Don't include pictures. Quote the lines below from the first through the line that contains "import React from".

Stored items:
'''
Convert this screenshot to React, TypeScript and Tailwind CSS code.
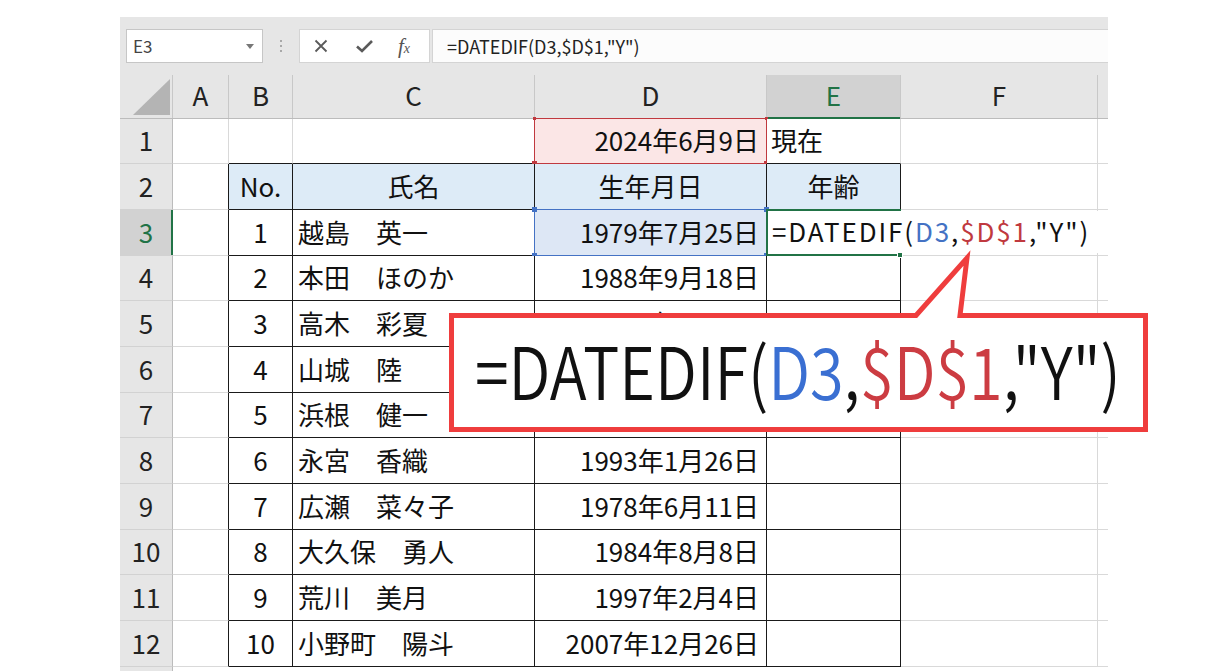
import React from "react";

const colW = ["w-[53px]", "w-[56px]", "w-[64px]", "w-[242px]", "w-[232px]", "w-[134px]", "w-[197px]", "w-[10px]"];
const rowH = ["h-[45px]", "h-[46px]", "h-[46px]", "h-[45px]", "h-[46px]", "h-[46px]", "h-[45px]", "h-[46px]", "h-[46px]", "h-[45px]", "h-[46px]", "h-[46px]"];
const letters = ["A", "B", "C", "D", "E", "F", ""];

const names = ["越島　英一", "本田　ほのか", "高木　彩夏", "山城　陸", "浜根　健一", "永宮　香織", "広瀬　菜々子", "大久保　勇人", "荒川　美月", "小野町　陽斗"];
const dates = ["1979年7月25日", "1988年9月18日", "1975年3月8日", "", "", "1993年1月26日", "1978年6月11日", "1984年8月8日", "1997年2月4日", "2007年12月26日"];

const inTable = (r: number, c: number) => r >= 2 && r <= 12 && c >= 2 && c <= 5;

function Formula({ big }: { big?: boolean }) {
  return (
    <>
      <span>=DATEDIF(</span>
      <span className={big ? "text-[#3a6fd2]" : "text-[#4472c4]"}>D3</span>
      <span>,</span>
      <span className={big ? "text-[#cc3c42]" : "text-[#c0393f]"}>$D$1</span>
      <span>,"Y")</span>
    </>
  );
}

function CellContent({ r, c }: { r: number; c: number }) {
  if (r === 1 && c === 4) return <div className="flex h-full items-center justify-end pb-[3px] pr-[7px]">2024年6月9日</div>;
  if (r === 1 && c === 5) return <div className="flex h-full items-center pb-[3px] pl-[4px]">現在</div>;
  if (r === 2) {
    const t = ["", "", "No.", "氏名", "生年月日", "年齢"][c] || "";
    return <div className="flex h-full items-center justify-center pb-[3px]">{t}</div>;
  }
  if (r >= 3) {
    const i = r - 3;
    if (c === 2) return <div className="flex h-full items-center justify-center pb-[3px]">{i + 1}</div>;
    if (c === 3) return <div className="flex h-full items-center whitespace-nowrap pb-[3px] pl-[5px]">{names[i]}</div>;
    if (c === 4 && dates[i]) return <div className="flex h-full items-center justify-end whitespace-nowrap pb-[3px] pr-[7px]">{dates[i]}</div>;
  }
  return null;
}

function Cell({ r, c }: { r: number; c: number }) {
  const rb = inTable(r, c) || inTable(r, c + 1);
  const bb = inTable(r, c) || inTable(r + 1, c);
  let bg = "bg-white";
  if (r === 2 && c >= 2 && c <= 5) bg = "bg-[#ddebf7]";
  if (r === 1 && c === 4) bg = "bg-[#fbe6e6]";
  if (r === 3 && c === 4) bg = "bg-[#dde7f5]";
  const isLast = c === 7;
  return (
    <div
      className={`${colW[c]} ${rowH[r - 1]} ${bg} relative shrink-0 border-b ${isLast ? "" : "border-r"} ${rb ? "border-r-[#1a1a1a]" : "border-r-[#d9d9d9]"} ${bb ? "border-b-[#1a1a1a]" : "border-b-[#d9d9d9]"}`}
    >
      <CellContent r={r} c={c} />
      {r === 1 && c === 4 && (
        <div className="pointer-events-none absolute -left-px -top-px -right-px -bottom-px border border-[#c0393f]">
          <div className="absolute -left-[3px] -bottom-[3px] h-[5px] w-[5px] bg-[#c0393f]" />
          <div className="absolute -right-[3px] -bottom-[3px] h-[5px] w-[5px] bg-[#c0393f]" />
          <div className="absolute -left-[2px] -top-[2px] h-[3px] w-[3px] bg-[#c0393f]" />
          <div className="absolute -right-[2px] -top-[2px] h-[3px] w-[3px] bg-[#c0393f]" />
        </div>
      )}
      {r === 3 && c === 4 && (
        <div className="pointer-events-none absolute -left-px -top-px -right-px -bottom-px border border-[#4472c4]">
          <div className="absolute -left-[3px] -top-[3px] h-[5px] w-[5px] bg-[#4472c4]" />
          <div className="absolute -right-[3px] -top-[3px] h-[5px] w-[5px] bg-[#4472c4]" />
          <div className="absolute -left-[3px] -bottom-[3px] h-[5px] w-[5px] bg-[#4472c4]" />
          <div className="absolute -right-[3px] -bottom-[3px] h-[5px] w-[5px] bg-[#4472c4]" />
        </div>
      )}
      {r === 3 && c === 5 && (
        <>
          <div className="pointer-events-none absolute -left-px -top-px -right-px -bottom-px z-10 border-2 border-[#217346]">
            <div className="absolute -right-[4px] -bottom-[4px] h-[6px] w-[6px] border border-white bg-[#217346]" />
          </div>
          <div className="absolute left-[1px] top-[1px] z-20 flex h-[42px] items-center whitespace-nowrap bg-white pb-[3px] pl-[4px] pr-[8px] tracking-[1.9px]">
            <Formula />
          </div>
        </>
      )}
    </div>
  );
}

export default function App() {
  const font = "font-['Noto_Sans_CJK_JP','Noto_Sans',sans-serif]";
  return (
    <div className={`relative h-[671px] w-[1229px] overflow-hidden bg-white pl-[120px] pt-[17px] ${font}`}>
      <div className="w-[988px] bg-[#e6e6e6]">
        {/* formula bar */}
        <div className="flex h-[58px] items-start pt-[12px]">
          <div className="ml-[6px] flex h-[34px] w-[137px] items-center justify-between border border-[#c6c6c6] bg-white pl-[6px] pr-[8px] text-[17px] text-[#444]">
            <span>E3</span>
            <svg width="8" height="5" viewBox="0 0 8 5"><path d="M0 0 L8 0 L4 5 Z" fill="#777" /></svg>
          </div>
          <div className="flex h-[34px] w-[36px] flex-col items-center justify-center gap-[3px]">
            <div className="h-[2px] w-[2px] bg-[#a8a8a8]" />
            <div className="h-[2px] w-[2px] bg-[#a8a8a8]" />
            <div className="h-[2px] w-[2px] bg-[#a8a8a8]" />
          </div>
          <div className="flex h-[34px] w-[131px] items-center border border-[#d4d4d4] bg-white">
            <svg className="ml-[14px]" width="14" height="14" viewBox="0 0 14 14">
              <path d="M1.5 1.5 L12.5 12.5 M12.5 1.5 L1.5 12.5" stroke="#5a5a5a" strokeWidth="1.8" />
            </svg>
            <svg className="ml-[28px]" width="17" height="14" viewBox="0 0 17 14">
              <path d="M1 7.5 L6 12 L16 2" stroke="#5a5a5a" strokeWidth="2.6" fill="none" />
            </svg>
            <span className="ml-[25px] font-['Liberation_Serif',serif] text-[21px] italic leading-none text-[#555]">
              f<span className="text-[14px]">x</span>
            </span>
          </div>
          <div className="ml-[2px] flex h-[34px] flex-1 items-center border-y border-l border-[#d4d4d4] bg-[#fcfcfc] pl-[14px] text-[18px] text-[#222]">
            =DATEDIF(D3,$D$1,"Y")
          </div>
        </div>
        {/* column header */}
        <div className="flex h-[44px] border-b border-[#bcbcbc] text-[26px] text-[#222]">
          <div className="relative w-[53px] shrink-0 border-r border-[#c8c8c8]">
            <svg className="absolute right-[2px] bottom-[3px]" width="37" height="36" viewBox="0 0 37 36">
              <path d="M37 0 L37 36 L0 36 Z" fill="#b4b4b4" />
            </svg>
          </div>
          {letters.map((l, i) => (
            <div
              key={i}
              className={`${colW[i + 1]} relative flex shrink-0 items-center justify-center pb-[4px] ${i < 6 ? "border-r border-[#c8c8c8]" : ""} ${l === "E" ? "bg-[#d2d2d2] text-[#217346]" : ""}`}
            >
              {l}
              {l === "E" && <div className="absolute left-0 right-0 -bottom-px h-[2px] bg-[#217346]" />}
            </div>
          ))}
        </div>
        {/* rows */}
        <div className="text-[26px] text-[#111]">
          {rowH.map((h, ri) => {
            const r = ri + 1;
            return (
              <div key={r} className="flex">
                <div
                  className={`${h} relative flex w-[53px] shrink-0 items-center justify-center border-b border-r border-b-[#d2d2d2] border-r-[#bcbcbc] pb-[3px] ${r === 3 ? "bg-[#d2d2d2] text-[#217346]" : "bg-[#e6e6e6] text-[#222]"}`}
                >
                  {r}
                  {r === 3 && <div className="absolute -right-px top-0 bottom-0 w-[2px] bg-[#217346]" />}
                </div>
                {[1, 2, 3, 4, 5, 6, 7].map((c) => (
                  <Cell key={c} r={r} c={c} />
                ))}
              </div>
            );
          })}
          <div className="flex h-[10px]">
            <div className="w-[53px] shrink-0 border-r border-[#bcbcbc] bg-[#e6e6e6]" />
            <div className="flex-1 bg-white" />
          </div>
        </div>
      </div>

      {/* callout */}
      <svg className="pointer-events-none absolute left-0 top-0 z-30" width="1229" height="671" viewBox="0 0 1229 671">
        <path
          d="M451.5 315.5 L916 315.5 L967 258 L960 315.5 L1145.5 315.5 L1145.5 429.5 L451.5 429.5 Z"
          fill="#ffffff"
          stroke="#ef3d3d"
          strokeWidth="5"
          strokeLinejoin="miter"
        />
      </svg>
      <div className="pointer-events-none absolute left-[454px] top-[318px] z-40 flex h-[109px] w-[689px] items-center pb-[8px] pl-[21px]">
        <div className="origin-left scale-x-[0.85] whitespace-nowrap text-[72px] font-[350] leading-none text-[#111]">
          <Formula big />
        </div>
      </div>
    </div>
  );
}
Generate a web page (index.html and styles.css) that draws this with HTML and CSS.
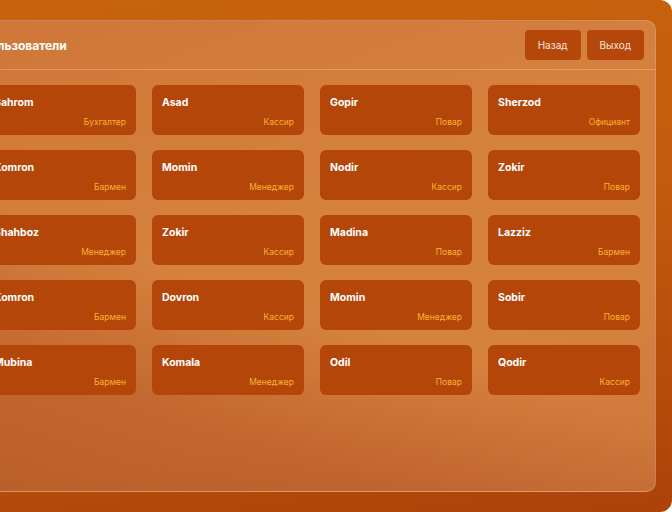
'''
▶ _The answer_
Convert this screenshot to React, TypeScript and Tailwind CSS code.
import React from "react";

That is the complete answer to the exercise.